Ein verborgener Schatz

Ernsts Faszination für analoge Fotografie teilt Nicole Gerber. Die Kamerafrau und Fotografin aus Zürich hat es sich zur Auf­gabe gemacht Ernsts Sammlung zu retten. Die beiden hatten sich vor drei Jahren kennengelernt. «Ich bin oft mit dem Velo am
Geschäft in Zürich vorbeigefahren», sagt sie.

Eines Tages traf sie vor dem Laden auf Fritz Ernst und sprach ihn an. «Als ich zum ersten Mal das Innere des Ladens sah, traf mich fast der Schlag», sagt sie. Ihr sei sofort klar gewesen, dass sie hier einen Schatz vor sich hatte. «Ich begann zu überlegen, wie man diese Sammlung für mehr Leute zugänglich machen könnte.»
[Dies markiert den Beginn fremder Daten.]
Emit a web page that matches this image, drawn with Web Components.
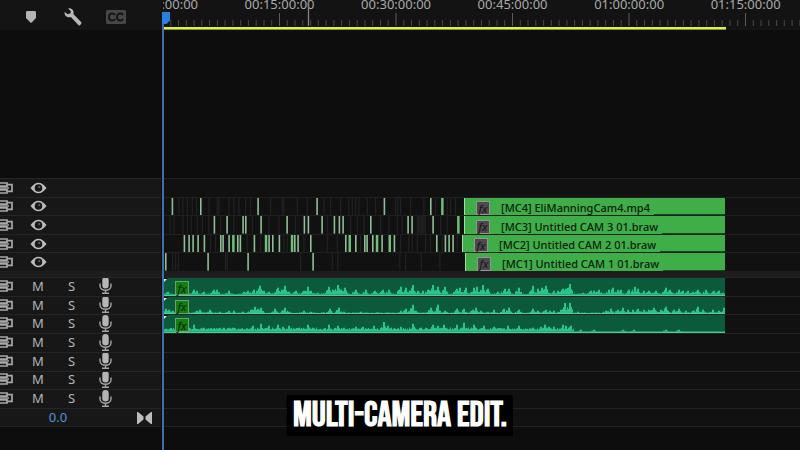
<!DOCTYPE html>
<html lang="en">
<head>
<meta charset="utf-8">
<meta name="viewport" content="width=device-width, initial-scale=1">
<title>Multi-camera timeline</title>
<style>
html, body { margin: 0; height: 100%; background: #0d0d0d; }
body { font-family: "Noto Sans", "Open Sans", sans-serif; font-size: 12px; color: #b9b9b9; }
</style>
</head>
<body>
<editor-timeline></editor-timeline>
<script>
const define = (name, html, setup) => {
  const template = document.createElement('template');
  template.innerHTML = html;
  customElements.define(name, class extends HTMLElement {
    connectedCallback() {
      if (this.shadowRoot) return;
      this.attachShadow({ mode: 'open' }).append(template.content.cloneNode(true));
      if (setup) setup(this, this.shadowRoot);
    }
  });
};
const buttonCss = 'button{appearance:none;border:0;margin:0;padding:0;background:none;color:inherit;font:inherit;display:grid;place-items:center}svg{display:block}';

/* Toolbar over the track headers */
define('timeline-tools', `
<style>
:host{display:flex;align-items:center;padding:4px 0 0 22px;gap:24px;box-sizing:border-box;background:#141414}
${buttonCss}
button{width:18px;height:22px}
</style>
<button aria-label="Add marker"><svg width="10" height="12" viewBox="0 0 10 12"><path d="M0 1.2Q0 0 1.2 0h7.6Q10 0 10 1.2V7L5.7 11.5Q5 12 4.3 11.5L0 7z" fill="#b3b3b3"/></svg></button>
<button aria-label="Timeline settings"><svg width="18" height="18" viewBox="0 0 18 18"><path d="M4.1.4C6.500-.3 9 1.200 9.500 3.600c.2.9.1 1.600-.2 2.400l8 8.200c.9 1-1.600 4-2.700 3L6.800 9C5.200 9.700 3.300 9.300 2 8.200.800 7.200.300 5.500.600 4l3.200 2.200 2.700-.9.400-2z" fill="#b8b8b8"/></svg></button>
<button aria-label="Captions"><svg width="20" height="14" viewBox="0 0 20 14"><rect width="20" height="14" rx="1.500" fill="#474747"/><path d="M9 5.200C8 2.700 3 2.600 3 7s5 4.400 6 1.900M17 5.200c-1-2.500-6-2.600-6 1.800s5 4.400 6 1.900" fill="none" stroke="#151515" stroke-width="2"/></svg></button>
`);

/* Time ruler, 637 units wide with a major tick each 116.5 */
define('time-ruler', `
<style>
:host{display:block;position:relative;overflow:hidden;background:#131313}
.labels{display:flex;margin-left:-9.14%;font-size:13px;line-height:18px;height:12px;margin-top:-5px;color:#a9a9a9}
span{flex:0 0 16.76%;text-align:center;white-space:nowrap}
svg{position:absolute;inset:0;width:100%;height:100%}
</style>
<div class="labels"></div>
<svg viewBox="0 0 637 30" preserveAspectRatio="none" aria-hidden="true"><g></g><path d="M145.500 0V26" stroke="#858585" stroke-width="1.300"/><rect y="27" width="563" height="3" fill="#82963a"/><rect y="27" width="563" height="2" fill="#e0f045"/></svg>
`, (host, root) => {
  root.querySelector('.labels').innerHTML =
    ['00:00:00:00', '00:15:00:00', '00:30:00:00', '00:45:00:00', '01:00:00:00', '01:15:00:00'].map(t => `<span>${t}</span>`).join('');
  let ticks = '';
  for (let i = 1; i < 83; i++) {
    const major = i % 15 === 0;
    ticks += `<path d="M${(i * 116.5 / 15).toFixed(1)} ${major ? 13 : 20}V26" stroke="${major ? '#5c5c5c' : '#484848'}"/>`;
  }
  root.querySelector('g').innerHTML = ticks;
});

const syncIcon = `<button class="sync" aria-label="Toggle sync lock"><svg width="14" height="12" viewBox="0 0 14 12"><path d="M0 1H7V4.200H0M0 7.800H7V11H0M7 2.600H12V9.400H7M0 6H9" fill="none" stroke="#a8a8a8" stroke-width="1.700"/></svg></button>`;
const headCss = `:host{display:grid;grid-template-columns:22px 32px 35px 33px 1fr;grid-template-rows:minmax(0,1fr);align-items:center;box-sizing:border-box;border-top:1px solid #252525;background:#171717;min-height:0;overflow:hidden}${buttonCss}.sync{justify-content:start}`;

define('video-head', `<style>${headCss}</style>${syncIcon}
<button aria-label="Toggle track output"><svg width="17" height="12" viewBox="0 0 17 12"><path d="M.5 6Q8.500-4.500 16.500 6 8.500 16.500.5 6z" fill="#bcbcbc"/><circle cx="8.500" cy="6" r="3.800" fill="#181818"/><circle cx="9.300" cy="5" r="1" fill="#6a6a6a"/></svg></button>`);

define('audio-head', `<style>${headCss}:host{padding-bottom:2px}.letter{font-size:13px;line-height:16px;color:#b5b5b5}</style>${syncIcon}
<button class="letter" aria-label="Mute track">M</button><button class="letter" aria-label="Solo track">S</button>
<button aria-label="Voice-over record"><svg width="13" height="17" viewBox="0 0 13 17"><rect x="3.300" width="6.400" height="11.500" rx="3.200" fill="#b5b5b5"/><path d="M1 6.500v2.200c0 6 11 6 11 0V6.500M6.500 13v3M3 16.200h7" fill="none" stroke="#a5a5a5" stroke-width="1.400"/></svg></button>`);

define('mix-head', `<style>
:host{display:flex;align-items:center;justify-content:space-between;padding:0 9px 0 43px;box-sizing:border-box;border-top:1px solid #252525;border-bottom:1px solid #222;background:#171717}
${buttonCss}
input{width:30px;height:17px;padding:0;border:0;background:none;color:#4f94de;font:13px/17px "Noto Sans",sans-serif;text-align:center}
</style>
<input type="text" value="0.0" aria-label="Mix track volume">
<button aria-label="Keyframe navigation"><svg width="15" height="12" viewBox="0 0 15 12"><path d="M0 0H1L6.500 4.500V7.500L1 12H0zM15 0H14L8.500 4.500V7.500L14 12H15z" fill="#bdbdbd"/></svg></button>`);

/* fx badge */
define('fx-badge', `<style>
:host{display:grid;place-items:center;box-sizing:border-box;width:14px;height:14px;border:1px solid var(--fx-edge,#8f9a8f);background:var(--fx-fill,#51484f);color:#101510;font:italic 11px/11px "Noto Sans",sans-serif}
</style><span>fx</span>`);

/* Multicam lane: edit slices, then the named uncut clip */
define('video-lane', `<style>
:host{display:grid;grid-template-columns:301fr 261fr 75fr;grid-template-rows:minmax(0,1fr);border-top:1px solid #1f1f1f;background:#111;min-height:0;box-sizing:border-box}
svg{display:block;width:100%;height:100%;min-width:0;min-height:0}
.clip{display:flex;min-width:0;min-height:0;box-sizing:border-box;border-left:1px solid #a2dca3;background:#3fae49;color:#0b1c0d}
.name{display:flex;align-items:center;gap:11px;padding:2px 4px 0 11px;height:19px;font:500 11px/16px "Noto Sans",sans-serif;box-sizing:border-box;background:#3fae49;white-space:nowrap}
.rest{flex:1;border-bottom:1px solid #144a1d}
:host(:not([name])) .clip{visibility:hidden}
</style><svg preserveAspectRatio="none" aria-hidden="true"></svg><div class="clip"><div class="name"><fx-badge></fx-badge><span></span></div><div class="rest"></div></div>`, (host, root) => {
  const start = Number(host.getAttribute('start') || 301);
  host.style.gridTemplateColumns = `minmax(0,${start}fr) minmax(0,${562 - start}fr) minmax(0,75fr)`;
  const list = key => (host.getAttribute(key) || '').split(',').filter(Boolean);
  const x = z => parseInt(z) / 3 - 3;
  const svg = root.querySelector('svg');
  svg.setAttribute('viewBox', `0 0 ${start} 18`);
  svg.innerHTML =
    list('dim').map(z => `<rect x="${x(z).toFixed(1)}" width="1.200" height="18" fill="#222"/>`).join('') +
    list('cuts').map(z => z.endsWith('w')
      ? `<rect x="${(x(z) - 1.2).toFixed(1)}" width="2.500" height="18" fill="#6cc177"/>`
      : `<rect x="${(x(z) - .7).toFixed(1)}" width="1.600" height="18" fill="#8fbd95"/>`).join('');
  root.querySelector('.name span').textContent = host.getAttribute('name') || '';
});

/* Audio lane: waveform built from listed peaks over a noise floor */
define('audio-lane', `<style>
:host{display:grid;grid-template-columns:562fr 75fr;border-top:1px solid #242424;background:#111;min-height:0;box-sizing:border-box}
.clip{position:relative;min-height:0;background:#0b5a3c;border-bottom:1px solid #55ca98;box-sizing:border-box}
svg{position:absolute;inset:0;width:100%;height:100%}
fx-badge{position:absolute;left:12px;top:3px;--fx-edge:#67a36b;--fx-fill:#12800f}
:host(:not([peaks])) .clip{visibility:hidden}
</style><div class="clip"><svg viewBox="0 0 562 17" preserveAspectRatio="none" aria-hidden="true"></svg><fx-badge></fx-badge></div>`, (host, root) => {
  if (!host.hasAttribute('peaks')) { root.querySelector('.clip').replaceChildren(); return; }
  const floor = Number(host.getAttribute('floor') || 1);
  const floorEnd = Number(host.getAttribute('floor-end') || 562);
  let seed = 7 + floor;
  const random = () => (seed = (seed * 16807) % 2147483647) / 2147483647;
  const heights = Array.from({ length: 562 }, (_, i) => i < floorEnd ? floor * (.6 + random() * .8) : .5);
  host.getAttribute('peaks').split(',').forEach(pair => {
    const [z, h] = pair.split(':').map(Number);
    const c = Math.round(z / 3 - 3);
    for (let k = -3; k <= 3; k++) {
      if (c + k < 0 || c + k > 561) continue;
      const v = k === 0 || k === 1 ? h : h * (.8 - Math.abs(k) * .13) * (.5 + random() * .7);
      heights[c + k] = Math.max(heights[c + k], v);
    }
  });
  const d = heights.map((h, i) => `L${i} ${(17 - h).toFixed(1)}H${i + 1}`).join('');
  root.querySelector('svg').innerHTML = `<path d="M0 17${d}V17z" fill="#28c58a"/><path d="M0 0H5L0 5z" fill="#101010"/><path d="M1 1H4L1 4z" fill="#e8eee8"/>`;
});

define('caption-card', `<style>
:host{display:block;padding:0 6px;background:#000;color:#fff;font:bold 35px/41px "Bebas Neue","Liberation Sans Narrow","Roboto Condensed","Liberation Sans",sans-serif;white-space:nowrap;text-align:center}
</style><slot></slot>`);

define('play-head', `<style>
:host{display:block;width:8px}
svg{display:block}
.line{width:2px;height:calc(100% - 12px);background:#3f6ea8}
</style><svg width="8" height="12" viewBox="0 0 8 12"><path d="M0 0H8V8.500L4.500 12H0z" fill="#2a80dd"/></svg><div class="line"></div>`);

const a1 = '22:3,30:1,100:5,108:4,130:3,160:5,167:5,205:4,250:3,262:4,280:5,297:9,310:4,325:3,352:7,362:5,373:9,385:3,405:4,430:4,440:8,450:4,470:2,505:8,517:5,530:10,540:5,552:7,585:5,614:5,642:4,666:5,685:5,720:8,735:7,755:10,770:4,785:4,800:5,815:10,832:8,852:8,888:6,898:7,915:7,938:7,948:8,965:10,982:6,1010:3,1032:6,1045:6,1073:7,1115:9,1130:6,1143:7,1155:9,1180:4,1190:4,1205:6,1215:6,1228:11,1265:2,1290:4,1300:4,1315:5,1345:5,1355:7,1370:5,1380:5,1405:5,1422:8,1430:6,1450:4,1465:4,1485:4,1515:7,1528:5,1555:5,1565:4,1580:4,1595:3,1610:5,1635:5,1660:4,1675:4,1685:2';
const a2 = '15:5,25:4,35:3,108:3,118:4,148:4,178:2,205:3,220:3,245:2,270:4,283:7,292:5,300:6,342:5,372:6,385:2,430:3,450:2,508:5,533:6,550:2,600:2,660:1,720:3,735:5,755:9,765:3,810:6,830:9,852:3,888:5,910:5,935:4,945:6,960:3,980:2,1000:4,1030:5,1045:6,1073:4,1115:5,1130:3,1155:4,1168:3,1180:3,1200:4,1212:11,1228:11,1250:2,1335:3,1350:5,1370:4,1385:6,1400:4,1415:4,1430:5,1450:4,1465:4,1480:6,1500:4,1515:7,1540:4,1555:5,1575:3,1595:3,1610:7,1625:4,1655:4,1675:3,1690:6';
const a3 = '100:7,130:4,190:4,215:4,275:6,300:8,325:6,350:7,365:5,385:6,440:7,455:4,505:7,530:6,550:4,585:5,605:5,640:6,668:10,680:6,720:5,755:8,780:4,815:7,832:6,850:7,888:7,910:9,940:7,970:6,1000:5,1040:6,1075:6,1115:4,1140:5,1152:7,1165:5,1180:5,1205:7,1215:6,1230:6,1260:2,1300:2,1385:2,1420:2,1515:2,1555:2';

define('editor-timeline', `<style>
:host{display:grid;position:relative;grid-template-columns:163px 1fr;grid-template-rows:30px 148px 93px 6px 131px 19px 1fr;min-height:100vh;overflow:hidden;background:#0d0d0d}
.tracks{display:grid;grid-auto-rows:1fr;min-height:0;min-width:0}
.heads{margin-right:2px}
.gap{grid-column:1/-1}
.split{background:#1e1c1d}
mix-head{margin-right:2px}
.mix-lane{border-top:1px solid #242424;border-bottom:1px solid #222;background:#111}
play-head{position:absolute;left:162px;top:12px;bottom:0}
caption-card{position:absolute;left:50%;bottom:14px;transform:translateX(-50%)}
</style>
<timeline-tools></timeline-tools><time-ruler></time-ruler>
<div class="gap"></div>
<div class="tracks heads">${'<video-head></video-head>'.repeat(5)}</div>
<div class="tracks">
<video-lane></video-lane>
<video-lane start="301" name="[MC4] EliManningCam4.mp4" cuts="37,122,294,471,673,812,847w" dim="55,67,80,95,108,145,170,175,205,220,235,255,270,330,365,370,410,440,490,510,540,565,575,585,595,620,645,705,712,720,750,790,825,860,870,885"></video-lane>
<video-lane start="301" name="[MC3] Untitled CAM 3 01.braw" cuts="163,201,249,257,303,381,433,445,486,523,538,549,632,744,756,819,895w" dim="28,40,67,80,92,110,125,145,180,220,275,325,355,405,500,570,590,610,660,685,710,725,770,774,778,782,786,790,794,840,860"></video-lane>
<video-lane start="299" name="[MC2] Untitled CAM 2 01.braw" cuts="73,87,99,114,133,182,189,207,220w,233,241,283,318w,327,338,358,396w,404,414,452,557,569w,587,614,621,638,651w,666,689w,703,830,856,867,879" dim="150,165,260,300,370,380,430,500,530,600,720,745,755,770,795,810,845,890"></video-lane>
<video-lane start="302" name="[MC1] Untitled CAM 1 01.braw" cuts="17,144,264,459" dim="36,45,53,195,200,420,515,532,718,735,782,838"></video-lane>
</div>
<div class="gap split"></div>
<div class="tracks heads">${'<audio-head></audio-head>'.repeat(7)}</div>
<div class="tracks">
<audio-lane peaks="${a1}"></audio-lane>
<audio-lane peaks="${a2}"></audio-lane>
<audio-lane floor="3" floor-end="408" peaks="${a3}"></audio-lane>
${'<audio-lane></audio-lane>'.repeat(4)}
</div>
<mix-head></mix-head><div class="mix-lane"></div>
<play-head></play-head>
<caption-card>MULTI-CAMERA EDIT.</caption-card>`);
</script>
</body>
</html>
Fans der analogen Fotografie

Daraus entstand die Idee für ein Kunstprojekt. Gerber bewarb sich für einen Parallel-Event an der europäischen Biennale für zeitgenössische Kunst «Manifesta», die diesen Sommer in Zürich stattfindet. Aus über 300 Bewerbern wurde ihr Projekt schliesslich ausgewählt.

Ihre Idee: Das alte Fotogeschäft Foto-Ernst soll im Rahmen der Kunstmesse wiederbelebt werden und mittels diverser Aktionen wie Kursen oder Ausstellungen zu einem Treffpunkt für Fans der analogen Fotografie werden.

Neues Leben für alte Kameras

Als Gerber vom Verkauf der Liegenschaft erfuhr, musste sie schnell handeln. «Glücklicherweise erlaubte uns der Käufer, das Inventar auszusortieren und die besten Stücke zu retten.» Seit Wochen durchforstet sie darum zusammen mit anderen Fotografen, die am Projekt mitarbeiten, die Lagerräume in Zürich und Bauma. Bis Ende dieser
Woche hatten sie Zeit, alles abzutransportieren, was erhaltenswert sein könnte.

Ein Teil des Materials soll während der Manifesta ausgestellt oder verkauft werden. Mit einem anderen Teil organisierte Gerber kürzlich drei Foto-Flohmärkte im Foto-Ernst-Geschäft in Zürich. «Diese alten Kameras sollen wieder unter die Leute kommen, benutzt werden», findet Gerber. Die Kunden standen vor dem Geschäft Schlange. Ein kleiner Teil der Einnahmen aus dem Flohmarkt fliesst in Gerbers Parallel-Event an der Manifesta.

Handwerk wiederbeleben

Fritz Ernst steht etwas zerknirscht daneben und beobachtet, wie die Fotografen Gegenstände aus seiner Sammlung in einen Lieferwagen laden. «Ich kann verstehen, dass es für ihn nicht einfach ist, zuzuschauen, wie wir uns an seinem Lager zu schaffen machen», sagt Gerber. «Aber mit unserem Projekt zeigen wir, dass er recht hatte: Es gibt noch immer viele Leute, die sich für analoge Fotografie interessieren. So können wir dazu beitragen, dass dieses Handwerk wiederbelebt wird.»